New Optical Technique Promises Rapid and Accurate Malaria Diagnosis

19 Apr 2012
Sonia Nicholas
Managing Editor and Clinical Lead

The current gold standard for malaria diagnosis, Giemsa-stained blood smears, use optical microscopy to identify different species of the malaria parasite, Plasmodium, in blood samples. The technique requires skilled medical professionals who are trained to identify the tell tale signs of the parasite throughout its life cycle and its population density in the bloodstream.

Correctly and quickly diagnosing malaria infection is essential for effective and life-saving treatment to be administered. Rapid detection, particularly in remote areas, is not always possible because current methods are time-consuming and require precise instrumentation and highly skilled microscopic analysis.
The Optical Society (OSA) has published a paper in its open-access journal Biomedical Optics Express, which describes a promising new optical imaging system that could make the diagnosis of malaria easier, faster, and more accurate.

The new system, developed by an international team of researchers, uses “speckle imaging,” an optical sensing technique that measures the differences in how laser light bounces off the membranes of healthy and infected red blood cells. By comparing the apparently random scattering (speckling) of light as it builds up from multiple images, a clear statistical pattern emerges that identifies cells that harbor the parasite responsible for malaria. The team presents its preliminary results involving 25 cell samples (12 healthy, 13 infected) in the Biomedical Optics Express paper.

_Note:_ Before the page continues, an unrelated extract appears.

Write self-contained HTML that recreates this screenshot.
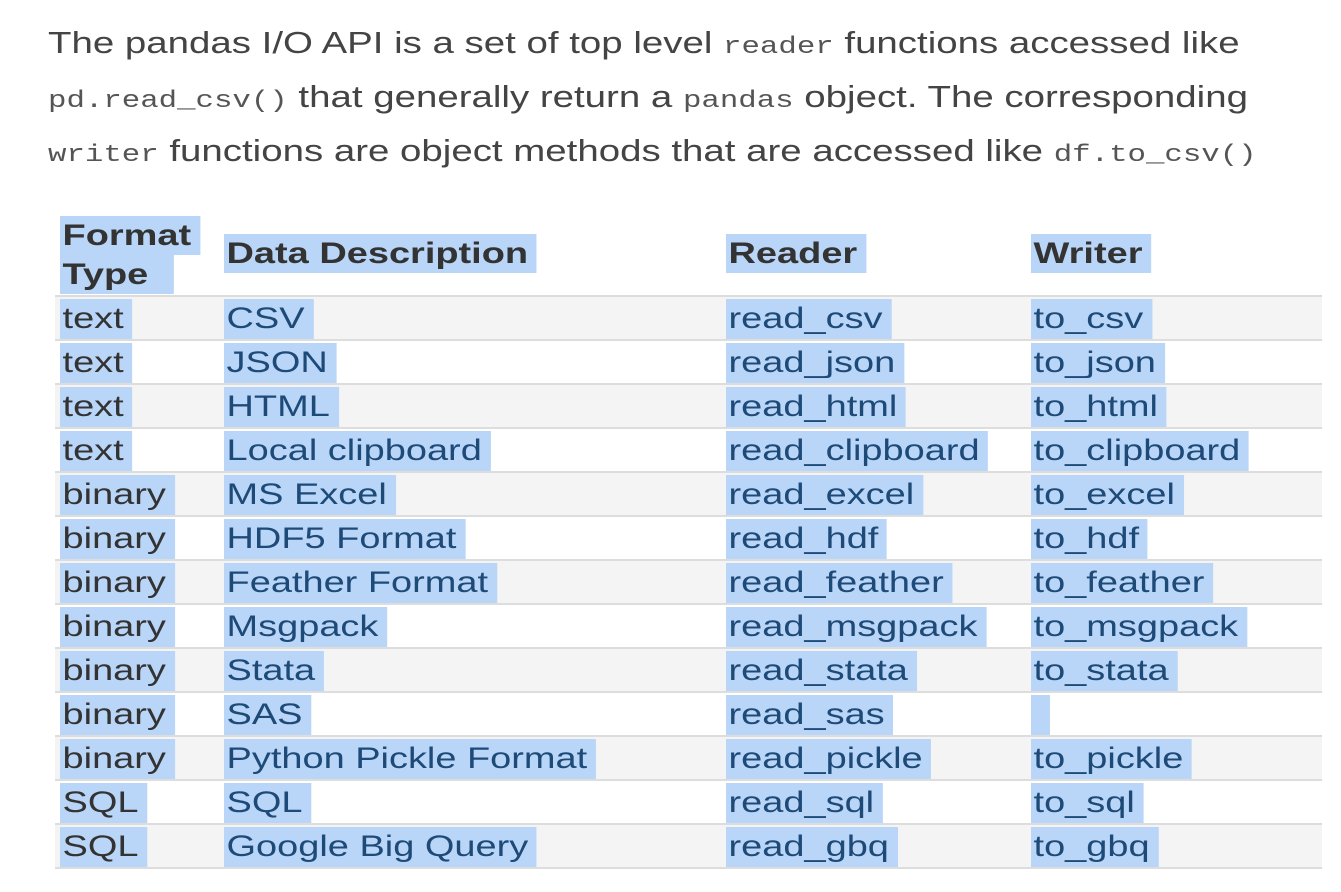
<!DOCTYPE html>
<html><head><meta charset="utf-8"><style>
body{margin:0;width:1341px;height:892px;background:#fff;overflow:hidden;font-family:"Liberation Sans",sans-serif;position:relative}
.p{position:absolute;left:48px;font-size:30.5px;color:#444;white-space:nowrap;line-height:53px;transform:scaleX(1.26);transform-origin:0 0}
.m{font-family:"Liberation Mono",monospace;font-size:24.4px;color:#555}
.row{position:absolute;left:55px;width:1267px;height:44px;border-top:2px solid #ddd;box-sizing:border-box}
.g{background:#f4f4f4}
.c{position:absolute;top:2px;height:40px;line-height:40px;font-size:30px;background:#b9d5f7;padding:0 7px 0 2px;color:#1e4a78;white-space:nowrap;transform:scaleX(1.265);transform-origin:0 0}
.c1{left:5px;color:#333}.c2{left:169px}.c3{left:671px}.c4{left:976px}
.h{position:absolute;font-size:30px;font-weight:bold;color:#333;background:#b9d5f7;padding:0 7px 0 2px;line-height:39px;height:39px;transform:scaleX(1.265);transform-origin:0 0}
</style></head><body>
<div class="p" style="top:17px">The pandas I/O API is a set of top level <span class="m">reader</span> functions accessed like</div>
<div class="p" style="top:71px"><span class="m">pd.read_csv()</span> that generally return a <span class="m">pandas</span> object. The corresponding</div>
<div class="p" style="top:125px"><span class="m">writer</span> functions are object methods that are accessed like <span class="m">df.to_csv()</span></div>
<div class="h" style="left:60px;top:216px;">Format</div>
<div class="h" style="left:60px;top:255px;padding-right:20px">Type</div>
<div class="h" style="left:224px;top:234px">Data Description</div>
<div class="h" style="left:726px;top:234px">Reader</div>
<div class="h" style="left:1031px;top:234px">Writer</div>
<div id="t"></div>
<script>
var d=[["text","CSV","read_csv","to_csv"],["text","JSON","read_json","to_json"],["text","HTML","read_html","to_html"],["text","Local clipboard","read_clipboard","to_clipboard"],["binary","MS Excel","read_excel","to_excel"],["binary","HDF5 Format","read_hdf","to_hdf"],["binary","Feather Format","read_feather","to_feather"],["binary","Msgpack","read_msgpack","to_msgpack"],["binary","Stata","read_stata","to_stata"],["binary","SAS","read_sas",""],["binary","Python Pickle Format","read_pickle","to_pickle"],["SQL","SQL","read_sql","to_sql"],["SQL","Google Big Query","read_gbq","to_gbq"]];
var h="";d.forEach(function(r,i){h+='<div class="row'+(i%2==0?' g':'')+'" style="top:'+(295+i*44)+'px">';
r.forEach(function(c,j){h+='<span class="c c'+(j+1)+'"'+(c==""?' style="width:6px"':'')+'>'+c+'</span>'});h+='</div>'});
h+='<div class="row" style="top:867px;height:2px"></div>';
document.getElementById("t").innerHTML=h;
</script>
</body></html>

"A new diagnostic tool is urgently needed," notes Dan Cojoc, Ph.D., lead author of the study and a researcher at the Materials Technology Institute, National Research Council in Trieste, Italy. “With a fast, portable, low-cost, and accurate diagnostic tool, physicians can confidently and quickly administer the correct therapy.”

While these preliminary results are encouraging, the investigators note that further study is needed to validate the results and further refine the technique. If the positive outcomes hold up, field studies or clinical trials of the new method might be deployed as early as 2013.


Image Caption - Secondary Speckle Sensing Microscopy (S3M). The difference between an infected red blood cell (top) and a healthy cell (bottom) is revealed by S3M, in part, by considering the dynamics of the correlation value (CV). CV indicates the similarity between two patterns. 1,000 CVs are calculated from pairs of consecutive speckles acquired in 1 second. As shown in the chart at right, the CV oscillation range for the infected cell (top, 0.36) is almost three times larger than that of the healthy red blood cell (bottom, 0.13). In the top left image of the infected cell a parasitic life-cycle stage of malaria, called “trophozoite,” can be seen (arrow). Credit: Dan Cojoc, Materials Technology Institute, National Research Council, Italy.